──これ、このままいくんですか?
「いえ、付属のハサミでお腹を切り裂いて、中身を掻き出して卵焼きに載せてください。タガメと仲良くなろう!」
仲良くって、食べるわけだし。ハサミでの処理を宮下さんにお願いすると、なんとなく手つきがおぼつかない。
──あれ? ひょっとして苦手ですか?
「いやあの、もの凄く積極的に食べたいかと聞かれると、そうでもない的な」
──自分も虫が怖いんじゃないですか!
「いえあの、この私と虫との微妙な距離感が、一般のお客様の昆虫食への目線を忘れないためにも必要ではないかと、自分では思っています」
なんだかんだ言いながら、タガメから掻き出した中身を卵焼きに載せる。
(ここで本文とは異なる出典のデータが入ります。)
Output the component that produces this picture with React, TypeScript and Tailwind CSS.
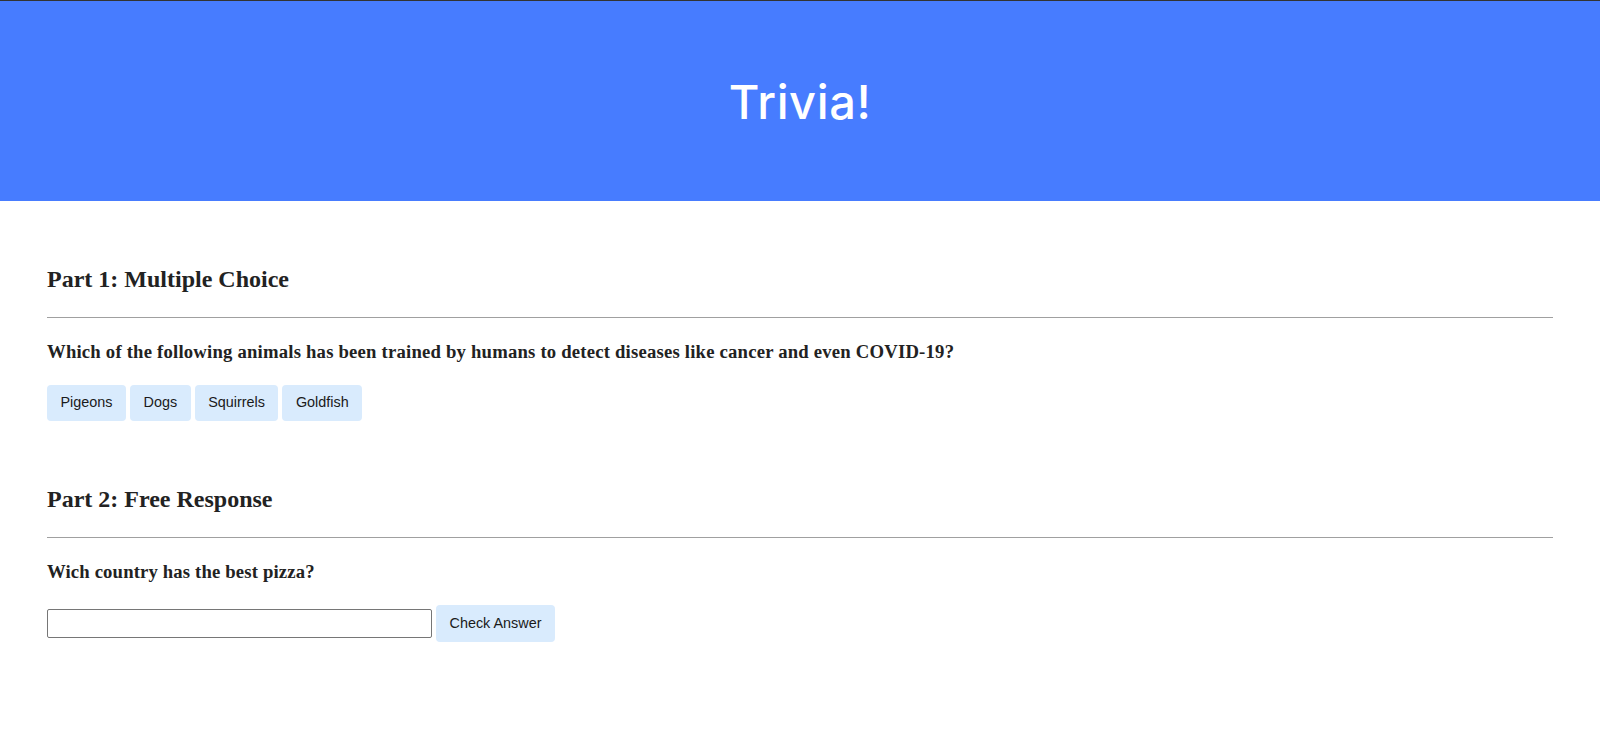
const choices = ["Pigeons", "Dogs", "Squirrels", "Goldfish"];

const serif = { fontFamily: '"Liberation Serif", "Times New Roman", serif' };

const App = () => {
  return (
    <div className="min-h-[737px] bg-white border-t border-[#333]">
      {/* Banner */}
      <header className="flex h-[200px] items-center justify-center bg-[#477cff]">
        <h1 className="text-[47px] leading-none font-medium tracking-[0.6px] text-white font-['Inter',sans-serif]">
          Trivia!
        </h1>
      </header>

      <main className="px-[47px] text-[#222]" style={serif}>
        {/* Part 1 */}
        <section className="pt-16">
          <h2 className="text-[24px] leading-[28px] font-bold">Part 1: Multiple Choice</h2>
          <hr className="mt-6 border-t border-[#a0a0a0]" />
          <h3 className="mt-[23px] text-[18.7px] leading-[22px] font-bold tracking-[0.2px]">
            Which of the following animals has been trained by humans to detect diseases like cancer and even COVID-19?
          </h3>
          <div className="mt-[22px] flex gap-1 font-['Liberation_Sans',Arial,sans-serif]">
            {choices.map((c) => (
              <button
                key={c}
                className="h-9 rounded px-[13.5px] text-[14.4px] text-[#1a1a1a] bg-[#d9ebfd]"
              >
                {c}
              </button>
            ))}
          </div>
        </section>

        {/* Part 2 */}
        <section className="pt-16">
          <h2 className="text-[24px] leading-[28px] font-bold">Part 2: Free Response</h2>
          <hr className="mt-6 border-t border-[#a0a0a0]" />
          <h3 className="mt-[23px] text-[18.7px] leading-[22px] font-bold tracking-[0.15px]">
            Wich country has the best pizza?
          </h3>
          <div className="mt-[22px] flex items-center gap-1 font-['Liberation_Sans',Arial,sans-serif]">
            <input
              type="text"
              className="h-[29px] w-[385px] rounded-[2px] border border-[#767676] px-1 text-[14px]"
            />
            <button className="h-[37px] rounded px-[13.5px] text-[14.4px] text-[#1a1a1a] bg-[#d9ebfd]">
              Check Answer
            </button>
          </div>
        </section>
      </main>
    </div>
  );
};

export default App;
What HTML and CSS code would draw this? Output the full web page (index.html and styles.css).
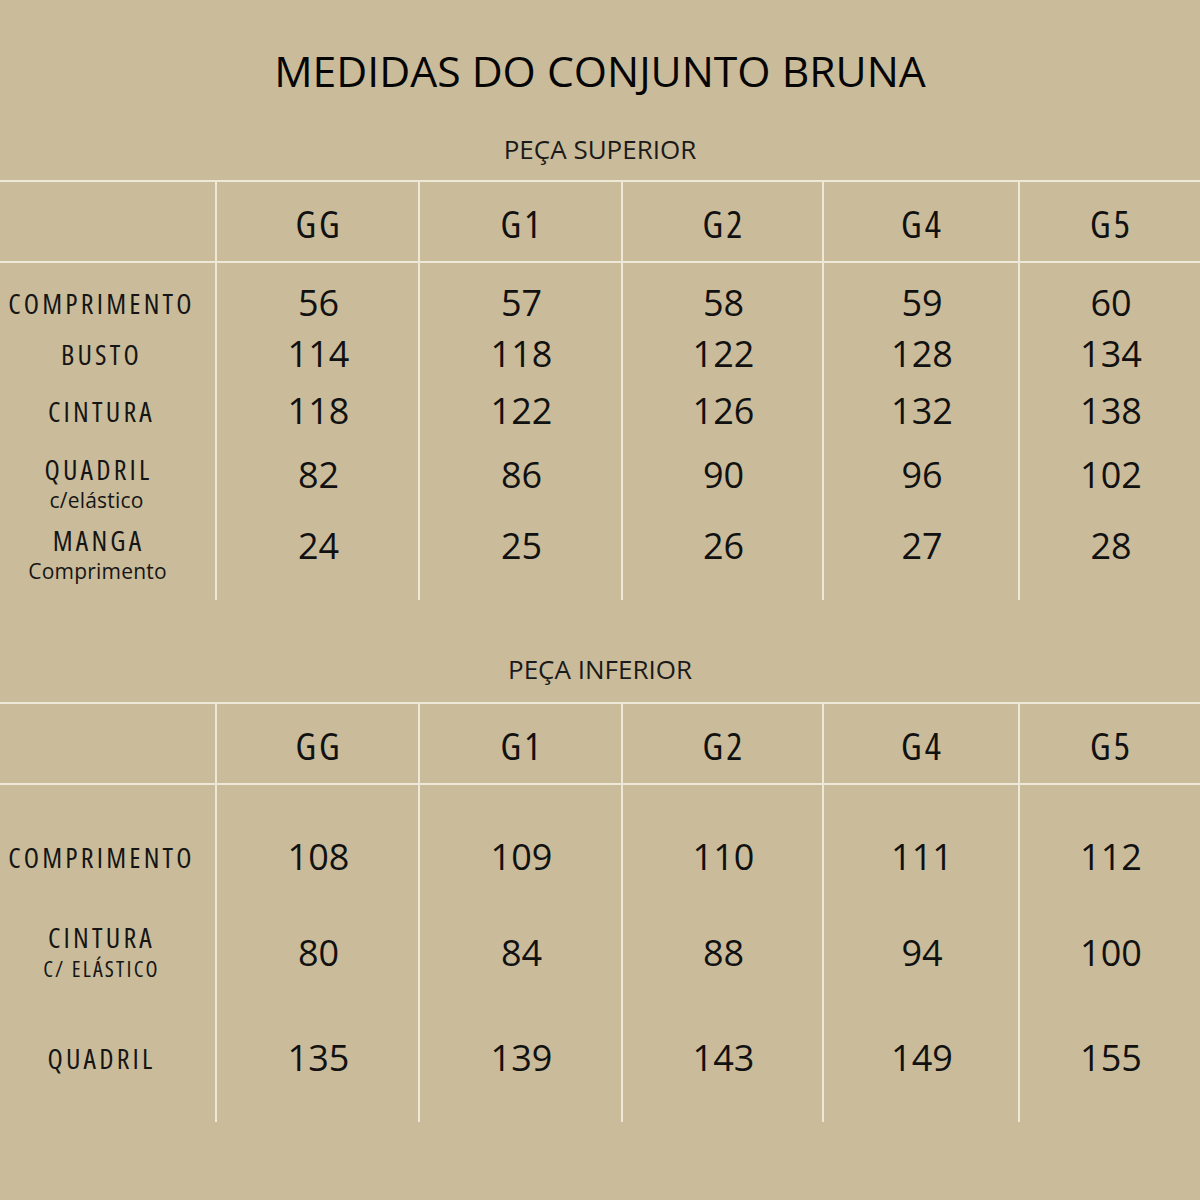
FILE: index.html
```html
<!DOCTYPE html>
<html lang="pt-BR">
<head>
<meta charset="utf-8">
<title>Medidas do Conjunto Bruna</title>
<link rel="stylesheet" href="styles.css">
</head>
<body>
<main class="page">
  <h1 class="title">MEDIDAS DO CONJUNTO BRUNA</h1>

  <h2 class="subtitle">PEÇA SUPERIOR</h2>
  <section class="table">
    <div class="row head">
      <div class="cell label"></div>
      <div class="cell size">GG</div>
      <div class="cell size">G1</div>
      <div class="cell size">G2</div>
      <div class="cell size">G4</div>
      <div class="cell size">G5</div>
    </div>
    <div class="row t1a">
      <div class="cell label"><span class="main">COMPRIMENTO</span></div>
      <div class="cell num">56</div>
      <div class="cell num">57</div>
      <div class="cell num">58</div>
      <div class="cell num">59</div>
      <div class="cell num">60</div>
    </div>
    <div class="row t1b">
      <div class="cell label"><span class="main">BUSTO</span></div>
      <div class="cell num">114</div>
      <div class="cell num">118</div>
      <div class="cell num">122</div>
      <div class="cell num">128</div>
      <div class="cell num">134</div>
    </div>
    <div class="row t1c">
      <div class="cell label"><span class="main">CINTURA</span></div>
      <div class="cell num">118</div>
      <div class="cell num">122</div>
      <div class="cell num">126</div>
      <div class="cell num">132</div>
      <div class="cell num">138</div>
    </div>
    <div class="row t1d">
      <div class="cell label"><span class="main">QUADRIL</span><span class="sub">c/elástico</span></div>
      <div class="cell num">82</div>
      <div class="cell num">86</div>
      <div class="cell num">90</div>
      <div class="cell num">96</div>
      <div class="cell num">102</div>
    </div>
    <div class="row t1e">
      <div class="cell label"><span class="main">MANGA</span><span class="sub">Comprimento</span></div>
      <div class="cell num">24</div>
      <div class="cell num">25</div>
      <div class="cell num">26</div>
      <div class="cell num">27</div>
      <div class="cell num">28</div>
    </div>
  </section>

  <h2 class="subtitle second">PEÇA INFERIOR</h2>
  <section class="table">
    <div class="row head">
      <div class="cell label"></div>
      <div class="cell size">GG</div>
      <div class="cell size">G1</div>
      <div class="cell size">G2</div>
      <div class="cell size">G4</div>
      <div class="cell size">G5</div>
    </div>
    <div class="row t2a">
      <div class="cell label"><span class="main">COMPRIMENTO</span></div>
      <div class="cell num">108</div>
      <div class="cell num">109</div>
      <div class="cell num">110</div>
      <div class="cell num">111</div>
      <div class="cell num">112</div>
    </div>
    <div class="row t2b">
      <div class="cell label"><span class="main">CINTURA</span><span class="sub caps">C/ ELÁSTICO</span></div>
      <div class="cell num">80</div>
      <div class="cell num">84</div>
      <div class="cell num">88</div>
      <div class="cell num">94</div>
      <div class="cell num">100</div>
    </div>
    <div class="row t2c">
      <div class="cell label"><span class="main">QUADRIL</span></div>
      <div class="cell num">135</div>
      <div class="cell num">139</div>
      <div class="cell num">143</div>
      <div class="cell num">149</div>
      <div class="cell num">155</div>
    </div>
  </section>
</main>
</body>
</html>
```

FILE: styles.css
```css
* { box-sizing: border-box; }

html, body {
  margin: 0;
  padding: 0;
  background: #cabc9a;
}

body {
  width: 1200px;
  height: 1200px;
  overflow: hidden;
  font-family: "Open Sans", "Noto Sans", sans-serif;
  color: #111;
}

.page {
  display: flex;
  flex-direction: column;
  padding-top: 46px;
}

.title {
  margin: 0;
  font-size: 42.7px;
  line-height: 50px;
  font-weight: 400;
  text-align: center;
  color: #050505;
}

.subtitle {
  margin: 38px 0 16px;
  font-size: 26px;
  line-height: 30px;
  font-weight: 400;
  letter-spacing: 0;
  text-align: center;
  color: #1a1a1a;
}

.subtitle.second {
  margin: 54px 0 18px;
}

.table {
  border-top: 2px solid #eee8d8;
}

.row {
  display: grid;
  grid-template-columns: 215px 203px 203px 201px 196px 182px;
}

.row.head {
  height: 81px;
  border-bottom: 2px solid #eee8d8;
}

.cell {
  display: flex;
  flex-direction: column;
  align-items: center;
  justify-content: center;
  font-stretch: 75%;
}

.cell + .cell {
  border-left: 2px solid #eee8d8;
}

.size {
  font-size: 38px;
  line-height: 44px;
  font-stretch: 75%;
  letter-spacing: 3px;
  padding-left: 3px;
  padding-top: 2px;
}

.num {
  font-size: 36px;
  line-height: 40px;
  font-stretch: 100%;
  padding-left: 2px;
}

.label {
  padding-right: 12px;
  color: #151515;
}

.main {
  font-size: 28px;
  line-height: 32px;
  letter-spacing: 3.2px;
}

.sub {
  font-size: 21px;
  line-height: 30px;
  font-stretch: 100%;
  letter-spacing: 0.2px;
}

.sub.caps {
  font-size: 22px;
  font-stretch: 75%;
  letter-spacing: 2.2px;
}

/* upper table rows */
.t1a { height: 65px; }
.t1a .cell { padding-top: 15px; }
.t1b { height: 52px; }
.t1c { height: 64px; }
.t1c .cell { padding-bottom: 2px; }
.t1d { height: 78px; }
.t1d .label { padding-top: 2px; padding-right: 18px; }
.t1d .sub { margin-right: 4px; }
.t1d .num { padding-bottom: 16px; }
.t1e { height: 78px; }
.t1e .cell { padding-bottom: 10px; }
.t1e .label { padding-bottom: 13px; padding-right: 18px; }
.t1e .sub { margin-right: 2px; }
.t1e .num { padding-bottom: 30px; }

/* lower table rows */
.t2a { height: 108px; }
.t2a .cell { padding-top: 36px; }
.t2b { height: 120px; }
.t2b .label { padding-bottom: 2px; }
.t2c { height: 109px; }
.t2c .cell { padding-bottom: 19px; }
```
空っぽになったタガメが目に入らないように、卵焼きを口に含んでみると……なんか!ものすごく良い匂いがする!
「でしょう!タガメの内臓は洋梨のラ・フランスみたいな香りがするんですよ!」
すごい。あんな恐ろしい形相の昆虫から、こんな香りのものが出てくるなんて、生命の神秘に触れた気がする。乾燥したコオロギも小魚みたいでビールのおつまみにいけそうな感じだ。素揚げしたカマキリの子もうまい。
「見た目と味のギャップというのが、昆虫食の醍醐味なんですよ」
昆虫食に若干距離を取りつつも、宮下さんが将来考えている食材がある。
「海外に食用のゴキブリがいるそうなんですよ。5センチくらいで動きも遅いそうです。何年先になるかわかりませんが、トライしてみたいですね」
その際にはまたレポートすることを読者のみなさまにお約束する。「米とサーカス」の昆虫食フェアは8月いっぱいまで。